Les réformes structurelles et sectorielles constituent des gisements de croissance.
Les politiques macroéconomiques n’auraient aucun effet significatif sur la croissance au Maroc.
Par M. Diao
Au Maroc, les principales sources de la croissance sont, entre autres, la demande intérieure et l’investissement public. Sachant que les secteurs primaire et secondaire sont pourvoyeurs d’une grande valeur ajoutée.
Pour l’année en cours, la croissance devrait se caractériser par une atonie manifeste, avec un taux de 2,9% du PIB (contre 7,2% du PIB en 2021). Cette configuration conforte la pertinence du webinaire portant sur les sources de la croissance en 2022, organisé récemment par la Fondation Attijariwafa bank. «Au-delà des leviers traditionnels et des sources classiques de la croissance, il est important de savoir que les réformes structurelles et sectorielles constituent des gisements de croissance», explique Nadia Hachimi Alaoui, chargée de recherche à l’Université de Turin (Italie).
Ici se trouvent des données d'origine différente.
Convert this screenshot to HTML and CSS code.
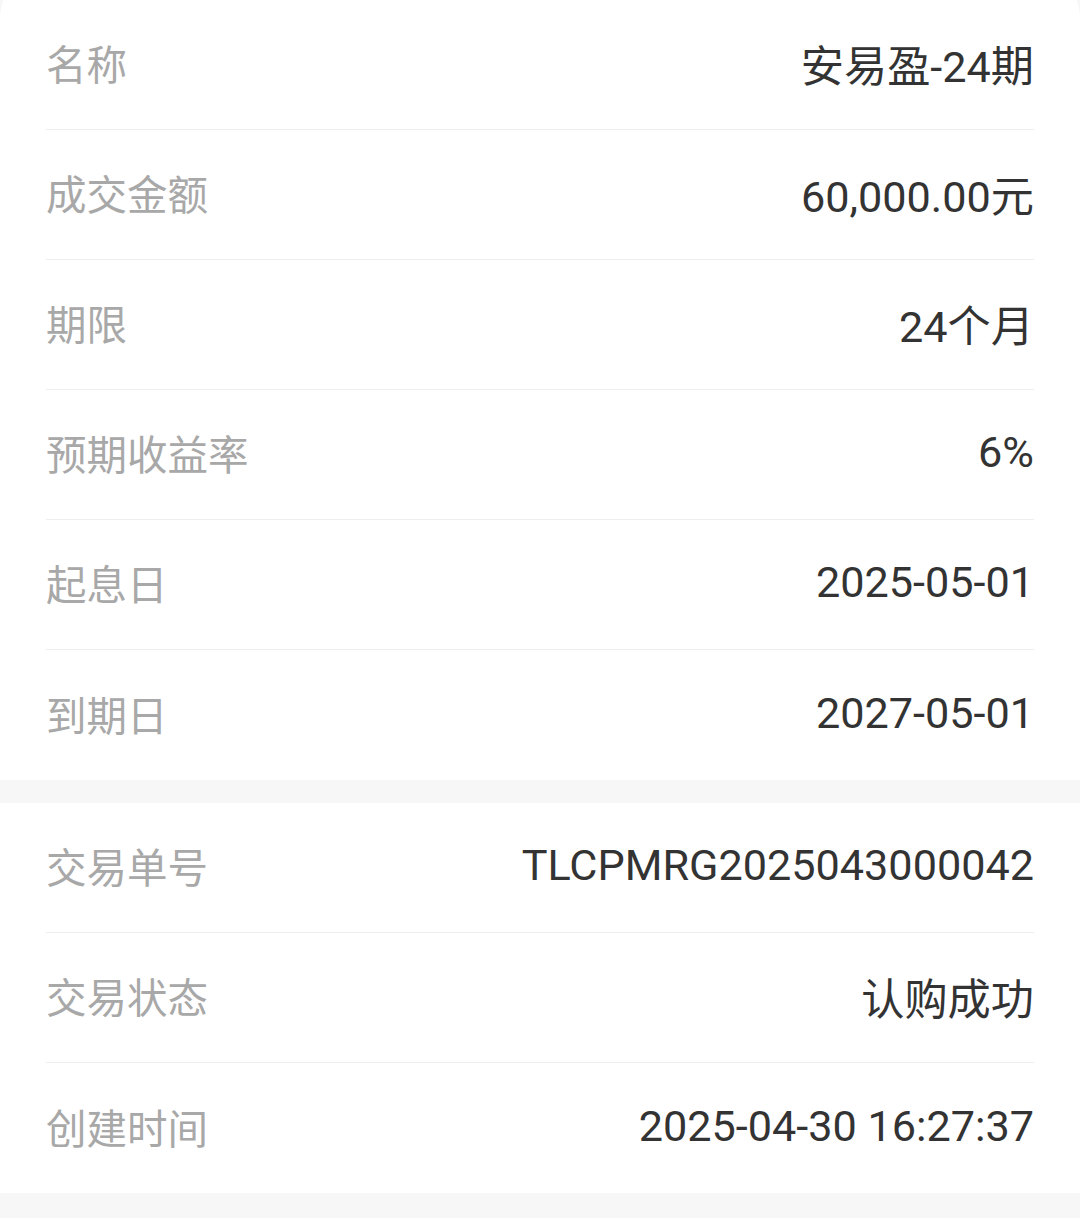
FILE: index.html
```html
<!DOCTYPE html>
<html lang="zh-CN">
<head>
    <meta charset="UTF-8">
    <meta name="viewport" content="width=device-width, initial-scale=1.0">
    <title>交易详情</title>
    <link rel="stylesheet" href="styles.css">
</head>
<body>
    <div class="card card-top">
        <div class="row"><span class="label">名称</span><span class="value">安易盈-24期</span></div>
        <div class="row"><span class="label">成交金额</span><span class="value">60,000.00元</span></div>
        <div class="row"><span class="label">期限</span><span class="value">24个月</span></div>
        <div class="row"><span class="label">预期收益率</span><span class="value">6%</span></div>
        <div class="row"><span class="label">起息日</span><span class="value">2025-05-01</span></div>
        <div class="row"><span class="label">到期日</span><span class="value">2027-05-01</span></div>
    </div>
    <div class="card">
        <div class="row"><span class="label">交易单号</span><span class="value">TLCPMRG2025043000042</span></div>
        <div class="row"><span class="label">交易状态</span><span class="value">认购成功</span></div>
        <div class="row"><span class="label">创建时间</span><span class="value">2025-04-30 16:27:37</span></div>
    </div>
</body>
</html>
```

FILE: styles.css
```css
*{
    margin: 0;
    padding: 0;
    box-sizing: border-box;
}
body{
    width: 100%;
    min-height: 100vh;
    background: #f7f7f7;
    font-family: Roboto, "Noto Sans CJK SC", sans-serif;
    overflow: hidden;
}
.card{
    background: #fff;
    padding: 0 46px;
    margin-bottom: 23px;
}
.card-top{
    margin-top: -40px;
    padding-top: 40px;
    border-radius: 60px 60px 0 0;
}
.row{
    height: 130px;
    padding-bottom: 4px;
    display: flex;
    align-items: center;
    justify-content: space-between;
    border-bottom: 1px solid #eeeeee;
}
.row:last-child{
    border-bottom: none;
}
.label{
    font-size: 40.5px;
    color: #a8a8a8;
}
.value{
    font-size: 43.2px;
    color: #333;
}
```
Il y a lieu de souligner que pour certains économistes, il existe une forte corrélation entre le niveau de développement d’un pays et la solidité de ses institutions.
L’assertion de Nadia Hachimi Alaoui est partagée en partie par Nabil Adil, directeur de l’Institut de recherche en géopolitique et géoéconomie de l’école de management ESCA, qui a exprimé une idée pour le moins originale. «Au Maroc, les données prouvent que les politiques macroéconomiques n’ont aucun effet significatif sur la croissance. Pour preuve, le taux directeur fixé par Bank Al-Maghrib est passé de 7 à 1,5% au cours de ces dernières années, et ce sans réelle incidence sur le tissu économique», précise-t-il en substance.
Pour l’économiste, qui a rappelé le caractère déterminant du secteur agricole sur la croissance économique, l’urgence est de doter le Maroc d’un tissu productif performant et compétitif à même de générer davantage de valeur ajoutée et de postes de travail pérennes et décents. En clair, tout l’enjeu pour les pouvoirs publics serait de bâtir les conditions idoines pour l’émergence d’une quinzaine de secteurs aussi performants que les industries automobile et aéronautique. Ce qui remet en selle le débat sur la diversification économique ainsi que celle des exportations, limitées au niveau des produits sophistiqués au haut contenu technologique.
Par ailleurs, Javier Diaz Cassou, économiste senior à la Banque mondiale, a pointé du doigt le faible nombre d’entreprises créées annuellement, couplé à la mortalité aigue des PME marocaines. «La réforme de l’éducation, la promotion de l’innovation ainsi que l’observation stricte des règles de concurrence permettront de libérer la croissance au Maroc», dixit l’économiste senior de la Banque mondiale. En revanche, celui-ci a été dithyrambique sur la mise en place du Fonds Mohammed VI pour l’investissement, la réforme des établissements et entreprises publics (EEP), tout en saluant la gestion de la crise liée à la covid-19 au Maroc.
Les limites de l’Etat social
Nabil Adil est formel. L’Etat social n’est pas un mythe au Maroc, mais bien une réalité. «Le système de subvention (farine, butane), les agréments ainsi que l’existence d’un système éducatif gratuit, constituent autant de manifestations de Etat social dont les limites sont criardes aujourd’hui», explique-til. Face aux ressources publiques limitées, l’économiste s’interroge sur la soutenabilité des dépenses sociales en constante augmentation en raison de l’inflation des besoins sociaux.
En revanche, pour Nadia Hachimi Alaoui, la mise en œuvre de la génération de l’Assurance maladie obligatoire (AMO) constitue un tournant pour l’édification d’un meilleur Etat social au Maroc. Sur un autre registre, lors de cet événement, les intervenants n’ont pas manqué de souligner les limites de l’investissement, dont le taux tourne autour de 30% du PIB à l’échelle nationale (contre une moyenne mondiale de 20%). En effet, au Maroc, l’investissement porté par le public, qui représente près des 2/3 de celui-ci, est peu générateur d’emplois.
A cela, il faudrait ajouter que l’ICOR au Maroc reste toujours élevé par rapport aux pays émergents. Pour rappel, l’ICOR équivaut au nombre de points d’investissement nécessaires à la réalisation d’un point de croissance économique.